An Outlaw King and His Queen

*Since I write Scottish Romance novels, I naturally had to write about Robert the Bruce and his second wife, Elizabeth de Burgh. More so after I watched Outlaw King on Netflix. In truth, I didn’t like it and my love for Chris Pine couldn’t even save it. I felt that the flick only touched on the man who became King of Scots. 

No matter the movie, Robert the Bruce captured my interest years ago. I even included a Bruce relation in my upcoming Scottish historical romance novella The Chieftain’s Secret and now is the time I can write about this historical couple. 

Robert the Bruce or Robert de Brus was of Anglo-Norman and Gaelic nobility as well as the Earl of Carrick. He was the fourth great-grandson of David I, King of Scotland. As the saying goes, his blood ran blue. Through this line, he had a claim to the Scottish throne after the death of Alexander III. He wasn’t the only one though. 

The Scottish nobility and Edward I of England bestowed the Scottish crown on the head of John Balliol though he wouldn’t remain king for long. Robert had been married before to Isabella of Mar who died birthing their daughter, Majorie Bruce. 

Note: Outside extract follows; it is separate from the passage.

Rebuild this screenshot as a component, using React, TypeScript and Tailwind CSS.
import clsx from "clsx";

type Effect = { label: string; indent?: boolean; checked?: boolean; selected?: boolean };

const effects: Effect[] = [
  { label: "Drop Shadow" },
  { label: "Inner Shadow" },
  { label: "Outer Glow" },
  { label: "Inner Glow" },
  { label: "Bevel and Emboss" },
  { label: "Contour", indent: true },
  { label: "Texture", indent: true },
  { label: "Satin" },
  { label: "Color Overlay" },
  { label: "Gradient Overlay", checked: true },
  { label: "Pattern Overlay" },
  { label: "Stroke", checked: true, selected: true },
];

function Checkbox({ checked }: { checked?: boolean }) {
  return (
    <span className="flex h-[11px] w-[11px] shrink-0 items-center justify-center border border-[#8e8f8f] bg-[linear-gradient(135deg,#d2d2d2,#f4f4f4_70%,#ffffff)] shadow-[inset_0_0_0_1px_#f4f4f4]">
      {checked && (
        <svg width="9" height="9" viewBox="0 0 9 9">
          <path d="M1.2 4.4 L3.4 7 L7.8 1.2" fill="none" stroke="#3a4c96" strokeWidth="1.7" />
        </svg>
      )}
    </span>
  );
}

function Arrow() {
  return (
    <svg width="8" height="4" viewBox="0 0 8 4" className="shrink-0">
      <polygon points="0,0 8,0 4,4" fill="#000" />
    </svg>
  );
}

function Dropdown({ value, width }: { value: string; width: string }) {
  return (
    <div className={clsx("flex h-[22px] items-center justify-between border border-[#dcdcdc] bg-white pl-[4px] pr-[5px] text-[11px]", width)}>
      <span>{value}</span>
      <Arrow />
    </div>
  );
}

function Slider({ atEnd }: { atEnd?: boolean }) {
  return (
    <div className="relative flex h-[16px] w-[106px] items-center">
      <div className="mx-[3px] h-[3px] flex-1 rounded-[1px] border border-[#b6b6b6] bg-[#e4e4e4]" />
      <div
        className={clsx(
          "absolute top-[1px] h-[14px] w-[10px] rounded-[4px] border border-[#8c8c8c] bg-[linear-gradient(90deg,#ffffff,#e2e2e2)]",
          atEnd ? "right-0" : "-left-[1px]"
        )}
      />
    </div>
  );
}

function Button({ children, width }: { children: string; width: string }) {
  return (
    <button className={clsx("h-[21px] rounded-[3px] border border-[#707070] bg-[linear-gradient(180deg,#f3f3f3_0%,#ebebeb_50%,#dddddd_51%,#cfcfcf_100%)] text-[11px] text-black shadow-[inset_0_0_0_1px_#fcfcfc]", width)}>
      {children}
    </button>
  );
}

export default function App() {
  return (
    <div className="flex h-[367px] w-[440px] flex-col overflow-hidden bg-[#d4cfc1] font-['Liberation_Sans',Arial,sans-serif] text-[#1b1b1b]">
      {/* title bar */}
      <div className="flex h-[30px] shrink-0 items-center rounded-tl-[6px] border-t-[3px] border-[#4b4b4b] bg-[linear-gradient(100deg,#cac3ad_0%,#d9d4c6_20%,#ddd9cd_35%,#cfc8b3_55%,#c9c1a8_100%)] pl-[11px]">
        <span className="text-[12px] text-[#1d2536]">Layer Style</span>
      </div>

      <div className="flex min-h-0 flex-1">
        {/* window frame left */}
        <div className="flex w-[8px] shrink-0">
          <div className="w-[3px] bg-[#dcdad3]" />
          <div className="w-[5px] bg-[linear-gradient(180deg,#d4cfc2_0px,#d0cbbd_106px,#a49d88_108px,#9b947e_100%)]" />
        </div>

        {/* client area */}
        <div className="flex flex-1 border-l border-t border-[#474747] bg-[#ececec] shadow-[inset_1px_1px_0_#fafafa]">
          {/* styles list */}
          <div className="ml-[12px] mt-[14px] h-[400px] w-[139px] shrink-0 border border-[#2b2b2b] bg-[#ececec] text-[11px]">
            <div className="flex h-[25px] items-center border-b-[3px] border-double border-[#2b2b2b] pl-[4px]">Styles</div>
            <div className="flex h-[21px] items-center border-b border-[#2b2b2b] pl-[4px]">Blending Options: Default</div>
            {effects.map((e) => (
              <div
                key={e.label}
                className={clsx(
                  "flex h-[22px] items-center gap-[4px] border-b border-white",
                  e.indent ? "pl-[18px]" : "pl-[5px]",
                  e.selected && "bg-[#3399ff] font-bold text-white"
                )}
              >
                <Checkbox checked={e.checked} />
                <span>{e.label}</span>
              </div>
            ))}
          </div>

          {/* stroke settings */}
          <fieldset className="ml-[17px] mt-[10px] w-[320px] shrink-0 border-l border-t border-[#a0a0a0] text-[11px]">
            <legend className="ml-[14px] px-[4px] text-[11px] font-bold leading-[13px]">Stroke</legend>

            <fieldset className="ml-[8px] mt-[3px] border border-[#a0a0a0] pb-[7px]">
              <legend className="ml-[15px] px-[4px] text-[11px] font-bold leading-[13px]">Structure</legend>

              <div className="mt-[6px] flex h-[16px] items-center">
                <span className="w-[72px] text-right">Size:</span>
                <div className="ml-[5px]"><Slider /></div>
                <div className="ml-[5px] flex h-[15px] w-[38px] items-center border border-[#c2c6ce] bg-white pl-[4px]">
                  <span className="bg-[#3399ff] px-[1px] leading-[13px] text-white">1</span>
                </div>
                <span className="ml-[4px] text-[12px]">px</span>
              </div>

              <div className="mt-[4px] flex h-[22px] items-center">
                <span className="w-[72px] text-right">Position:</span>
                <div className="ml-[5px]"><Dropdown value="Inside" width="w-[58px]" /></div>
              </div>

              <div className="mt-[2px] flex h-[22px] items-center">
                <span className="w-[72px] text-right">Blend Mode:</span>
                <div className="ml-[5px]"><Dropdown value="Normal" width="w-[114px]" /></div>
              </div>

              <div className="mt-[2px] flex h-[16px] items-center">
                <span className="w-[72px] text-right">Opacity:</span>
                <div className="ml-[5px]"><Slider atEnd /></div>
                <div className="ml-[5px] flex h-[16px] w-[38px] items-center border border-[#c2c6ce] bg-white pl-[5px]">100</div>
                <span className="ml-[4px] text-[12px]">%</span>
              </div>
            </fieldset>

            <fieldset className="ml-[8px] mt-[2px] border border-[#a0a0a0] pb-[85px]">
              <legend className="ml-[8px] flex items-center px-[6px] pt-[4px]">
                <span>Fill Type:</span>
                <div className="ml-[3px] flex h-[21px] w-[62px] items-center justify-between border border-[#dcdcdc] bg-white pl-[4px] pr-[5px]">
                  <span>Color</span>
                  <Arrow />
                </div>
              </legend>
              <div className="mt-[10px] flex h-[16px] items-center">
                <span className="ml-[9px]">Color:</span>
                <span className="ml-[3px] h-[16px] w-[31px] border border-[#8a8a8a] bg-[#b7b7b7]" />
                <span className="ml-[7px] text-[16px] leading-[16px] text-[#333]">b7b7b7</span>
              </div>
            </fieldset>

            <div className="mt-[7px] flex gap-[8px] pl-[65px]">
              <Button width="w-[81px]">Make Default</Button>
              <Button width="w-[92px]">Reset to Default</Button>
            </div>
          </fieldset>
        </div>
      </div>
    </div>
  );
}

During William Wallace and Andrew Moray’s battle against Edward I, Robert was among those that battled the English for Scottish Independence. In September 1298, when William Wallace resigned as Guardian of Scotland, Robert the Bruce as well as John Comyn, Lord of Badenoch another claimant to the Scottish throne as well as William Lamberton, Bishop of St. Andrews were appointed to that rank.

Bruce wouldn’t hold the position for long. He resigned in 1300. It seems that he and Comyn couldn’t get beyond their differences or most likely dislike of each other.  

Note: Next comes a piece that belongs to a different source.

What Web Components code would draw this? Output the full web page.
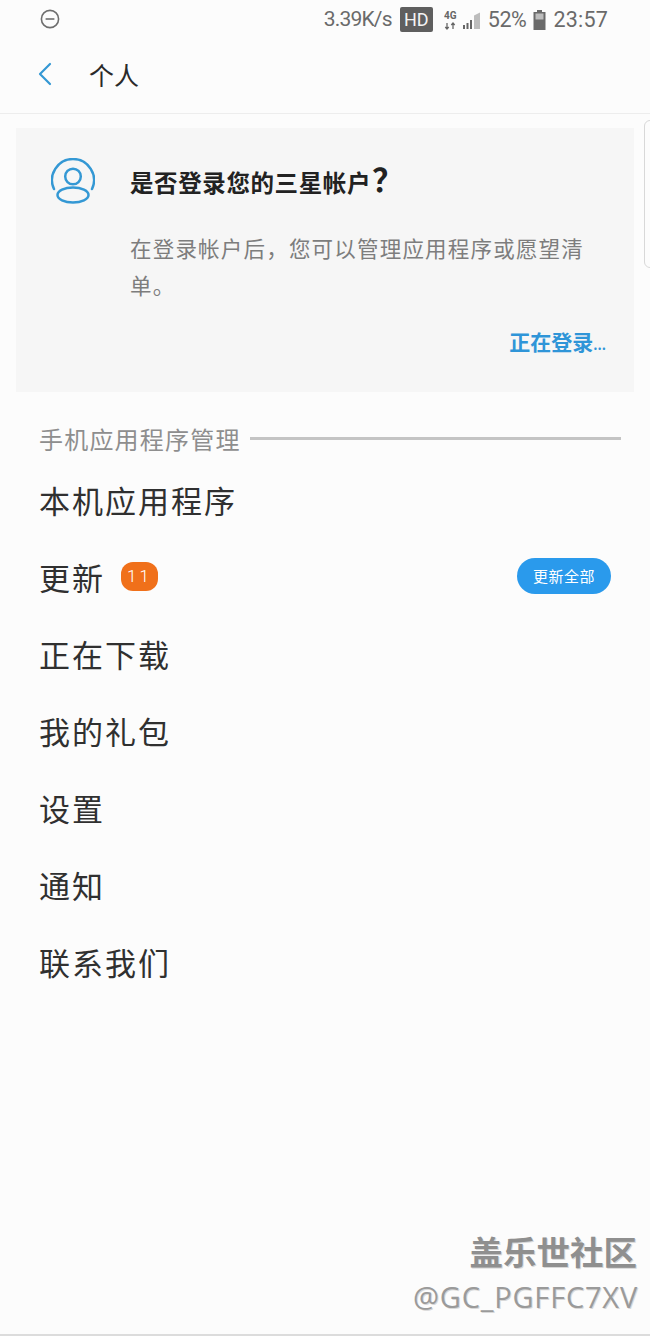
<!DOCTYPE html>
<html lang="zh-CN"><head><meta charset="utf-8"><title>个人</title>
<style>
html,body{margin:0;padding:0;background:#fcfcfc}
body{font-family:"Noto Sans CJK SC","Noto Sans",sans-serif}
</style></head><body>
<app-screen>
  <status-bar></status-bar>
  <app-header>个人</app-header>
  <login-card></login-card>
  <section-head>手机应用程序管理</section-head>
  <menu-row>本机应用程序</menu-row>
  <menu-row badge="11" action="更新全部">更新</menu-row>
  <menu-row>正在下载</menu-row>
  <menu-row>我的礼包</menu-row>
  <menu-row>设置</menu-row>
  <menu-row>通知</menu-row>
  <menu-row>联系我们</menu-row>
</app-screen>
<script>
function def(name,html,init){
  customElements.define(name,class extends HTMLElement{
    constructor(){super();this.attachShadow({mode:'open'}).innerHTML=html;}
    connectedCallback(){if(init)init(this,this.shadowRoot);}
  });
}
def('app-screen',`<style>
:host{display:flex;flex-direction:column;position:relative;width:650px;height:1336px;box-sizing:border-box;overflow:hidden;background:#fcfcfc;border-bottom:2px solid #dcdcdc}
.scroll{position:absolute;right:-6px;top:120px;width:10px;height:146px;border:1px solid #d8d8d8;border-radius:6px}
.mark{position:absolute;right:13px;bottom:20px;display:flex;flex-direction:column;align-items:flex-end;gap:10px;color:#8f8f8f;text-shadow:1px 1px 0 #d8d8d8}
.a{font:700 33.500px/38px "Noto Sans CJK SC",sans-serif;height:38px}
.b{font:400 29px/34px "Open Sans","Noto Sans",sans-serif;height:34px;color:#9a9a9a;letter-spacing:.8px;margin-right:-1px}
</style><slot></slot><div class="scroll"></div><div class="mark"><div class="a">盖乐世社区</div><div class="b">@GC_PGFFC7XV</div></div>`);
def('status-bar',`<style>
:host{display:flex;align-items:center;height:38px;box-sizing:border-box;padding:1px 42px 0 40px;color:#6a6a6a;font:400 21.500px/37px "Roboto",sans-serif}
.sp{flex:1}
.hd{display:flex;align-items:center;justify-content:center;width:33px;height:25px;margin:-1px 11px 0 8px;background:#5f5f5f;color:#f4f4f4;border-radius:2px;font:400 18px/25px "Roboto",sans-serif}
.net{margin-right:1px}
.pct{margin:0 7px 0 5px;letter-spacing:-.4px}
.sp1{letter-spacing:-.8px;font-size:21px}
svg{display:block}
</style>
<svg width="20" height="20" viewBox="0 0 20 20" fill="none" stroke="#6e6e6e" stroke-width="1.600" style="margin-top:-1px"><circle cx="10" cy="10" r="8.600"/><path d="M5.600 10h8.800"/></svg>
<span class="sp"></span><span class="sp1">3.39K/s</span><span class="hd">HD</span>
<svg class="net" width="38" height="20" viewBox="0 0 38 20"><text x="0" y="9" font-family="Roboto" font-size="10" font-weight="700" fill="#666">4G</text>
<path d="M3 13v6M1.300 17l1.700 2 1.700-2M9 19v-6M7.300 15l1.700-2 1.700 2" fill="none" stroke="#666" stroke-width="1.300"/>
<path d="M19 15h2v4h-2zM22.500 13h2v6h-2zM26 10h2v9h-2z" fill="#666"/><path d="M30 5.500l6-3V19h-6z" fill="#bdbdbd"/></svg>
<span class="pct">52%</span>
<svg width="13" height="20" viewBox="0 0 13 20"><path d="M4 0h5v2h3.500v18H.500V2H4z" fill="#6a6a6a"/><path d="M2.500 3.500h8v6h-8z" fill="#bdbdbd"/></svg>
<span style="margin-left:7px;letter-spacing:.2px">23:57</span>`);
def('app-header',`<style>
:host{display:flex;align-items:center;height:76px;box-sizing:border-box;border-bottom:1px solid #ededed;padding:0 0 3px 38px;color:#2a2a2a;font:400 25px/34px "Noto Sans CJK SC",sans-serif}
svg{display:block;margin-right:37px;flex:none}
</style><svg width="14" height="24" viewBox="0 0 14 24" fill="none" stroke="#3498d4" stroke-width="2.200" stroke-linecap="round" stroke-linejoin="round"><path d="M12 2 2 12l10 10"/></svg><slot></slot>`);
def('login-card',`<style>
:host{display:block;margin:14px 16px 0;height:264px;box-sizing:border-box;background:#f6f6f6;padding:30px 28px 0 35px;position:relative}
.top{display:flex;align-items:center;height:46px}
svg{display:block;flex:none;margin-right:35px}
h2{margin:-3px 0 0;font:700 23.500px/32px "Noto Sans CJK SC",sans-serif;letter-spacing:.6px;color:#222}
h2 span{font-size:32px;line-height:32px;margin-left:1px}
p{margin:25px 0 0 79px;font:400 21.500px/37px "Noto Sans CJK SC",sans-serif;letter-spacing:1.200px;color:#7d7d7d}
.go{position:absolute;right:28px;top:197px;font:700 21px/32px "Noto Sans CJK SC",sans-serif;color:#2f95d8}
.go span{font-size:13px}
</style><div class="top"><svg width="44" height="46" viewBox="0 0 44 46" fill="none" stroke="#3498d4" stroke-width="2.500" stroke-linecap="round"><path d="M3 31A21 21 0 1 1 41 31"/><circle cx="22" cy="18.500" r="7.800"/><ellipse cx="22" cy="37" rx="15.500" ry="7.500"/></svg><h2>是否登录您的三星帐户<span>？</span></h2></div>
<p>在登录帐户后，您可以管理应用程序或愿望清单。</p><div class="go">正在登录<span>...</span></div>`);
def('section-head',`<style>
:host{display:flex;align-items:center;gap:9px;margin:30px 29px 5px 39px;height:34px;color:#8e8e8e;font:400 24px/32px "Noto Sans CJK SC",sans-serif;letter-spacing:1.200px}
i{flex:1;height:3px;background:#c4c4c4;margin-top:-2px}
</style><slot></slot><i></i>`);
def('menu-row',`<style>
:host{display:flex;align-items:center;height:77px;box-sizing:border-box;padding:0 39px;color:#303030;font:400 31px/44px "Noto Sans CJK SC",sans-serif;letter-spacing:2px}
.b{display:none;align-items:center;justify-content:center;width:37px;height:29px;margin-left:16px;border-radius:12px;background:#f0701a;color:#fff;font:300 17px/29px "Roboto",sans-serif;letter-spacing:3px;margin-top:-1px}
.sp{flex:1}
.act{display:none;align-items:center;justify-content:center;width:94px;height:36px;border-radius:18px;background:#2a9aec;color:#fff;font:400 15px/36px "Noto Sans CJK SC",sans-serif;letter-spacing:.5px;margin-top:-1px}
</style><slot></slot><span class="b"></span><span class="sp"></span><span class="act"></span>`,(h,s)=>{
  const b=h.getAttribute('badge'),a=h.getAttribute('action');
  if(b){const e=s.querySelector('.b');e.textContent=b;e.style.display='flex';}
  if(a){const e=s.querySelector('.act');e.textContent=a;e.style.display='flex';}
});
</script>
</body></html>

By 1302, Robert and his family made “peace” with Edward I as they were rumors that John Balliol would reclaim the Scottish throne.  It was also this year when he would wed his second wife—Elizabeth de Burgh. 

Elizabeth de Burgh was born in 1284 in Ireland and was the daughter of one of the most powerful Irish nobles—the 2nd Earl of Ulster, Richard de Burgh and his wife Margarite de Burgh. Much is not know about her life but she was about eighteen and Robert twenty-eight when they wed. 

Most likely their marriage was not a love match but one of politics. Robert’s father was an ally and friend to Edward I as well as Elizabeth’s own father. The marriage was most likely also arranged to help Edward retain an ally in Scotland. Don’t think that peace existed between Scotland and England during these times. There was still unrest and bloodshed and much distrust on both sides. 

Four years after their marriage, Robert slain John Comyn in the Chapel of Greyfriars Monastery in Dumfries. Now Bruce was excommunicated for his crime. However, he was given absolution from the Bishop of Glasgow. Now, Bruce claimed the crown of Scotland. 

On the 25 of March 1306, Robert the Bruce had the Scottish crown placed on his head. Elizabeth became his queen consort. But this couple couldn’t have a quiet time, there were still English to be fought and banished from Scottish lands. 

In June of 1306, Bruce was defeated at the Battle of Methven. Robert placed his wife, his sisters and his daughter’s protection to his brother Niall Bruce who journeyed to Kildrummy Castle. Robert fled and went into hiding. 

At Kildrummy, the English laid siege. The Bruce ladies escaped while every man including Niall Bruce was hanged. Elizabeth along with the others took protection at St. Duthac at Tain. But the Earl of Ross imprisoned them and informed Edward. 

Elizabeth was imprisoned in harsh conditions in England. She was moved from castle to castle. 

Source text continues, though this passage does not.